Nope. I pay very little attention to them. Too many variables. I gauge my thickness, tapering, tiller by other more reliable means.

Pat B

I don't use belly rings either. I scrape wood until both limbs bend evenly and together. I don't think I've ever built a bow where the belly rings were centered or evenly spaced well enough to depend on them for tillering.
Make the most of all that comes and the least of all that goes!
TGMM Family of the Bow

Eric Krewson

Way back when, I watched the Glenn St Charles yew bow making tape where is stressed feathering the grain on the belly of his bows nice and even.

I tried to make a few osage bows with the same feathered grains and the results were awful, horrendous tiller.

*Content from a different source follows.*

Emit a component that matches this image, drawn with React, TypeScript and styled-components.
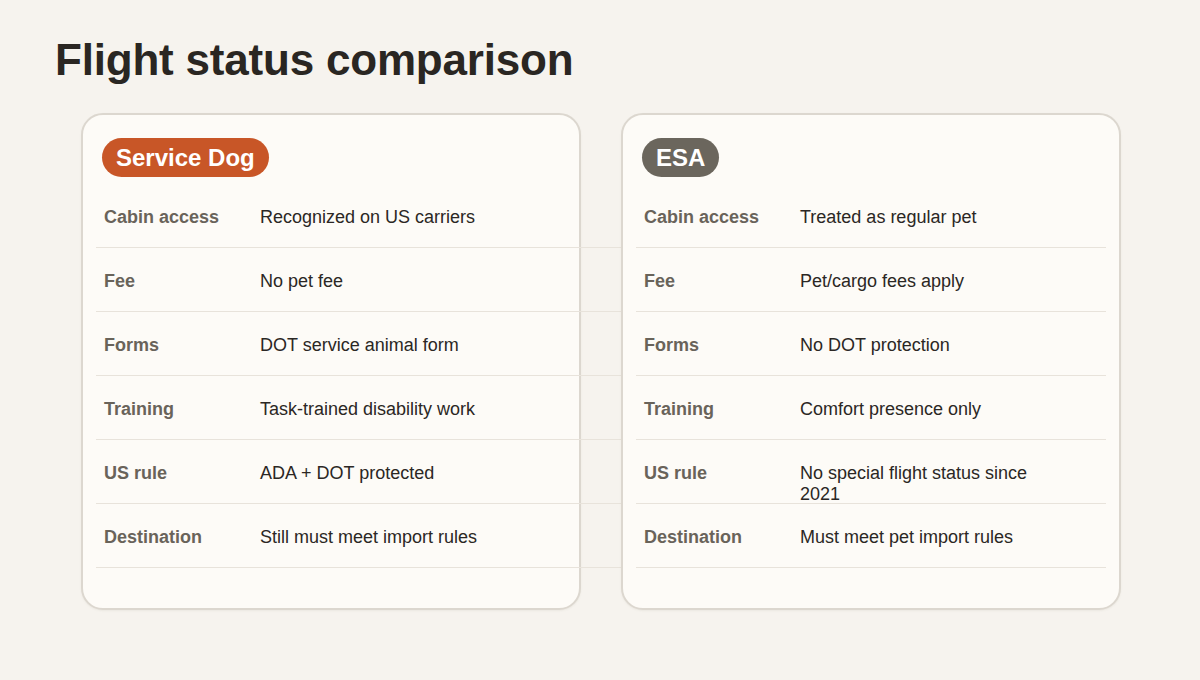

If you had a perfectly even grained piece of wood you could use your belly grains for a rough tillering guide. For the rough, twisty stuff I make bows out of it would be impossible.

J.F. Miller

I don't use growth rings for anything other than a secondary or tertiary reference when tillering. it has been my experience when you can manage to center the crown of your staves  back correctly and follow any side to side undulations on the grain correctly, (both of which you should always strive to do, imo) growth rings will feather out down the middle of the limbs by default.

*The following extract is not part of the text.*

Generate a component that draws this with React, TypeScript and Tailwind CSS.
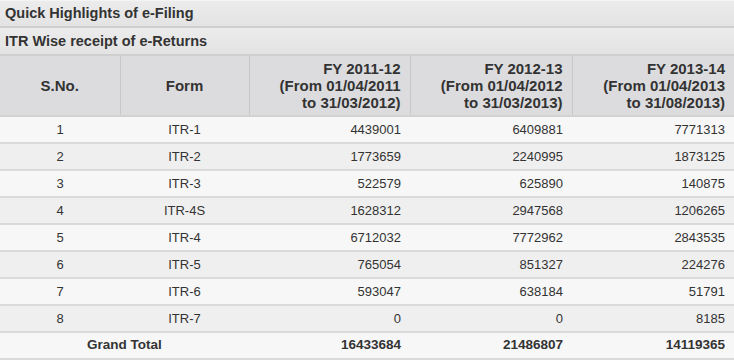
const rows = [
  ["1", "ITR-1", "4439001", "6409881", "7771313"],
  ["2", "ITR-2", "1773659", "2240995", "1873125"],
  ["3", "ITR-3", "522579", "625890", "140875"],
  ["4", "ITR-4S", "1628312", "2947568", "1206265"],
  ["5", "ITR-4", "6712032", "7772962", "2843535"],
  ["6", "ITR-5", "765054", "851327", "224276"],
  ["7", "ITR-6", "593047", "638184", "51791"],
  ["8", "ITR-7", "0", "0", "8185"],
];

const years = [
  ["FY 2011-12", "(From 01/04/2011", "to 31/03/2012)"],
  ["FY 2012-13", "(From 01/04/2012", "to 31/03/2013)"],
  ["FY 2013-14", "(From 01/04/2013", "to 31/08/2013)"],
];

export default function App() {
  return (
    <div
      className="w-[734px] bg-white text-[#333]"
      style={{ fontFamily: '"Liberation Sans", Arial, sans-serif' }}
    >
      <div className="h-[28px] border-t border-b-2 border-t-[#f4f4f4] border-b-[#cfcfcf] bg-gradient-to-b from-[#ececec] to-[#e3e3e3] pl-[5px] text-[14.5px] font-bold leading-[25px]">
        Quick Highlights of e-Filing
      </div>
      <div className="h-[28px] border-b-2 border-b-[#cfcfcf] bg-gradient-to-b from-[#ececec] to-[#e3e3e3] pl-[5px] text-[14.5px] font-bold leading-[26px]">
        ITR Wise receipt of e-Returns
      </div>
      <table className="w-[734px] table-fixed border-collapse">
        <colgroup>
          <col className="w-[120px]" />
          <col className="w-[129px]" />
          <col className="w-[161px]" />
          <col className="w-[162px]" />
          <col className="w-[162px]" />
        </colgroup>
        <thead>
          <tr className="h-[60px] border-b-2 border-[#d2d2d2] bg-[#dcdcde] text-[15px] font-bold leading-[17px]">
            <th className="border-r border-[#c8c8c8] text-center">S.No.</th>
            <th className="border-r border-[#c8c8c8] text-center">Form</th>
            {years.map((y, i) => (
              <th
                key={y[0]}
                className={`pr-[9px] text-right ${i < 2 ? "border-r border-[#c8c8c8]" : ""}`}
              >
                {y[0]}
                <br />
                {y[1]}
                <br />
                {y[2]}
              </th>
            ))}
          </tr>
        </thead>
        <tbody className="text-[13px]">
          {rows.map((r, i) => (
            <tr
              key={r[0]}
              className={`h-[27px] border-b-2 border-[#dadada] ${i % 2 === 0 ? "bg-[#f7f7f7]" : "bg-[#efefef]"}`}
            >
              <td className="text-center">{r[0]}</td>
              <td className="text-center">{r[1]}</td>
              <td className="pr-[9px] text-right">{r[2]}</td>
              <td className="pr-[9px] text-right">{r[3]}</td>
              <td className="pr-[9px] text-right">{r[4]}</td>
            </tr>
          ))}
          <tr className="h-[27px] border-b-2 border-[#dadada] bg-[#f7f7f7] text-[13.5px] font-bold">
            <td colSpan={2} className="text-center">
              Grand Total
            </td>
            <td className="pr-[9px] text-right">16433684</td>
            <td className="pr-[9px] text-right">21486807</td>
            <td className="pr-[9px] text-right">14119365</td>
          </tr>
        </tbody>
      </table>
    </div>
  );
}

from the other direction, if growth rings don't feather out pretty much down the center of a bows limbs, you didn't align the crown on the back properly or didn't follow the grain. both of these things are considerations that need to be addressed when laying out the bow, not when you get to the tillering phase. by then, it's too late. while it isn't always possible(for a variety of reasons) to nail the crown and follow the grain religiously, it can be done satisfactorily most of the time.
"It is easier to fool people than to convince them they have been fooled." Mark Twain

okie64

I use them as a guideline during the beginning stages of tillering. I dont pay as much attention to them later on in the tillering except for up around the fades.

DVSHUNTER

I agree with Mr. Miller. I have found that most of the time things work out that way unless a know or other defect is present in the stave. Imo they are excellent guidelines and teach my apprentices that way. However, they are not the end all answer and that needs to be considered like stated above.
"There is a natural mystic flowing through the air; if you listen carefully now you will hear." Bob Marley

The Gopher

Thanks guys, thats about what i thought the answer would be.
"The future is, of all things, the thing least like eternity. It is the most temporal part of time, for the past is frozen and no longer flows, and the present is all lit up with eternal rays." ~C.S. Lewis

PEARL DRUMS

I use them religously. Most of my bows come off the vice and get braced with little extra tiller work.

Roy from Pa

Well it hain't no wonder all your bows come out all screwed up then Pearly Boy    :laughing:

PEARL DRUMS


The Gopher

The reason that i began to think about this is that I am working on an osage pyramid bow, so theoretically the belly should all be in one ring. well it just so happens that after roughing it out and cleaning it up both limbs were in the same belly ring but one was waayyy stiffer than the other. i think the culprit is a section of the bow where one limb is concave on the back of the bow, making it structurally much stiffer.
"The future is, of all things, the thing least like eternity. It is the most temporal part of time, for the past is frozen and no longer flows, and the present is all lit up with eternal rays." ~C.S. Lewis

John Scifres

Double check your width measurements.  Mark every 3" along both limbs.  Number each mark from the handle to the tips on each limb.  Use a caliper and make sure the #1 mark from the upper limb matches the #1 mark from the lower limb.  I am always shocked how far off I can get when I don't take this extra step.

Osage can get screwy in its growth rings especially from limb to limb.  But my most carefully laid out, best tillered bows do follow the belly rings really well.  Good luck.  Take pics.  Post 'em.
Take a kid hunting!

TGMM Family of the Bow

Pat B

The butt end rings are probably thicker so that would make a difference.
Make the most of all that comes and the least of all that goes!
TGMM Family of the Bow

mwosborn

I pay attention to them when I am roughing out the bow as a general guide. Once to tillering, really don't pay much attention then.
Enjoy the hunt!  - Mitch

karrow

should'nt the very end of the growth rings stay in the center of the limb when scraping and tillering. thus keeping limb thickness the same from one side off the limb to the other. in the tbb vol 2 i think they referred to these as rifts. keeping the rifts down the middle of the limb but not always evenly spaced???